2. **GODEBUG is the most sophisticated backward compatibility mechanism
in any language runtime.** It makes the compatibility promise
*machine-verifiable* rather than *socially-enforced*. Programs don't
just get old behavior by default — they get it because their `go.mod`
declares what era they belong to.
3. **GOEXPERIMENT enables fearless iteration in the stdlib.** json/v2
can exist in-tree, be tested, be refined — all without triggering
the compatibility promise. This is "feature flags for a language."
4. **3,428 TODOs is honest, not sloppy.** Each one has an owner. They
document known limitations rather than hiding them. Go prefers
"explicitly imperfect" over "implicitly broken."
5. **Compiler directives are a hidden language.** 4,139 directives
(linkname + runtime pragmas) bypass Go's safety model. The Go team
accepts that the runtime needs a different language than users —
but actively restricts this power from escaping to third-party code.
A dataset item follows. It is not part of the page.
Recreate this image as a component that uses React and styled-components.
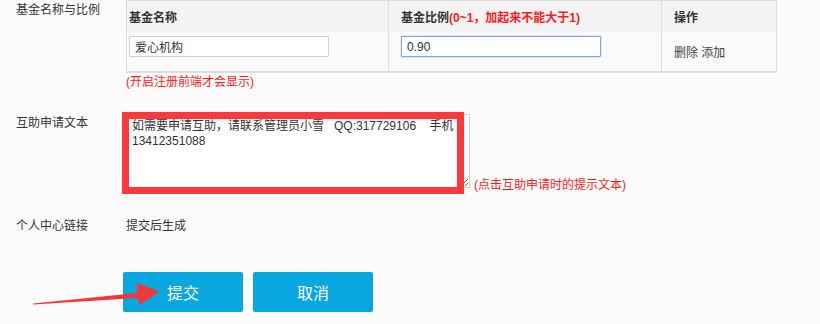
import React from "react";
import styled, { createGlobalStyle } from "styled-components";

const Global = createGlobalStyle`
  html, body { margin: 0; padding: 0; background: #fbfbfb; }
  body { font-family: "Liberation Sans", "Noto Sans CJK SC", sans-serif; font-size: 12px; color: #333; }
  * { box-sizing: border-box; }
`;

const Page = styled.div`
  position: relative;
  width: 820px;
  height: 324px;
  overflow: hidden;
  background: #fbfbfb;
`;

const Row = styled.div`
  display: grid;
  grid-template-columns: 110px 1fr;
  padding-left: 16px;
  margin-top: ${(p) => p.$top || 0}px;
`;

const Label = styled.div`
  font-size: 12px;
  line-height: 18px;
  color: #333;
  padding-top: ${(p) => p.$pt || 0}px;
`;

const Grid = styled.div`
  display: grid;
  grid-template-columns: 262px 273px 115px;
  width: 651px;
  border-top: 1px solid #dedede;
  border-left: 1px solid #dedede;
  border-bottom: 2px solid #dedede;
`;

const HeadCell = styled.div`
  height: 31px;
  display: flex;
  align-items: center;
  padding-left: ${(p) => p.$pl}px;
  background: #f3f3f3;
  border-right: 1px solid #dedede;
  font-weight: bold;
  font-size: 12px;
  color: #333;
`;

const Red = styled.span`
  color: #ff1a1a;
`;

const BodyCell = styled.div`
  height: 39px;
  display: flex;
  align-items: ${(p) => (p.$center ? "center" : "flex-start")};
  padding-left: ${(p) => p.$pl}px;
  padding-top: ${(p) => (p.$center ? 0 : 4)}px;
  background: #fafafa;
  border-right: 1px solid #dedede;
  font-size: 12px;
  color: #444;
`;

const Input = styled.input`
  width: 200px;
  height: 21px;
  padding: 0 5px;
  font-family: "Liberation Sans", "Noto Sans CJK SC", sans-serif;
  font-size: 12px;
  color: #333;
  background: #fff;
  border: 1px solid ${(p) => (p.$focus ? "#7fa6e9" : "#cfcfcf")};
  box-shadow: ${(p) => (p.$focus ? "0 0 2px #9dbcf2" : "none")};
  border-radius: 1px;
  outline: none;
`;

const Note = styled.div`
  font-size: 12px;
  line-height: 18px;
  color: #ff1a1a;
  margin-bottom: ${(p) => p.$mb || 0}px;
  padding-left: ${(p) => p.$pl || 0}px;
`;

const AreaLine = styled.div`
  display: flex;
  align-items: flex-end;
`;

const AreaWrap = styled.div`
  position: relative;
  width: 344px;
  height: 74px;
`;

const TextArea = styled.textarea`
  display: block;
  width: 344px;
  height: 74px;
  padding: 4px 5px;
  font-family: "Liberation Sans", "Noto Sans CJK SC", sans-serif;
  font-size: 12px;
  line-height: 15px;
  color: #333;
  background: #fff;
  border: 1px solid #cfcfcf;
  resize: both;
  outline: none;
`;

const Highlight = styled.div`
  position: absolute;
  left: -4px;
  top: -2px;
  width: 342px;
  height: 82px;
  border: 7px solid #fd383a;
  pointer-events: none;
`;

const Value = styled.div`
  font-size: 12px;
  line-height: 18px;
  color: #333;
`;

const Buttons = styled.div`
  display: flex;
  gap: 10px;
  padding-left: 123px;
  margin-top: 37px;
`;

const Button = styled.button`
  width: 120px;
  height: 40px;
  border: none;
  border-radius: 2px;
  background: #07a8e0;
  color: #fff;
  font-family: "Noto Sans CJK SC", sans-serif;
  font-size: 16px;
  cursor: pointer;
`;

const Arrow = styled.svg`
  position: absolute;
  left: 0;
  top: 270px;
  pointer-events: none;
`;

export default function App() {
  return (
    <Page>
      <Global />
      <Row>
        <Label $pt={1}>基金名称与比例</Label>
        <div>
          <Grid>
            <HeadCell $pl={2}>基金名称</HeadCell>
            <HeadCell $pl={12}>
              基金比例<Red>(0~1，加起来不能大于1)</Red>
            </HeadCell>
            <HeadCell $pl={12}>操作</HeadCell>
            <BodyCell $pl={2}>
              <Input defaultValue="爱心机构" />
            </BodyCell>
            <BodyCell $pl={12}>
              <Input $focus defaultValue="0.90" />
            </BodyCell>
            <BodyCell $pl={12} $center>
              删除 添加
            </BodyCell>
          </Grid>
          <Note>(开启注册前端才会显示)</Note>
        </div>
      </Row>
      <Row $top={23}>
        <Label>互助申请文本</Label>
        <AreaLine>
          <AreaWrap>
            <TextArea
              defaultValue={"如需要申请互助，请联系管理员小雪   QQ:317729106    手机\n13412351088"}
            />
            <Highlight />
          </AreaWrap>
          <Note $mb={-6} $pl={4}>(点击互助申请时的提示文本)</Note>
        </AreaLine>
      </Row>
      <Row $top={29}>
        <Label>个人中心链接</Label>
        <Value>提交后生成</Value>
      </Row>
      <Buttons>
        <Button>提交</Button>
        <Button>取消</Button>
      </Buttons>
      <Arrow width="170" height="40" viewBox="0 270 170 40">
        <polygon
          points="33,304.6 137,298 140,304.8 159.5,291.5 137,282.8 137,293 33,303.6"
          fill="#f2383a"
        />
      </Arrow>
    </Page>
  );
}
6. **Generated code checked in > generated at build time** for
archaeology. `git blame` on `rewriteAMD64.go` tells you when a
codegen rule was added and why. Build-time generation loses this
history.
7. **Committee governance produces better designs but 10x slower.** Go's
slog (841 comments, 10 months) vs Elixir's formatter (0 comments,
1 hour). The designs are comparable in quality — the process cost
is where they differ.
8. **`unsafe` in Go's own source (1,304 imports) proves that safety
rules are for users, not for runtime implementors.** The people who
wrote the safety rules know exactly where they don't apply.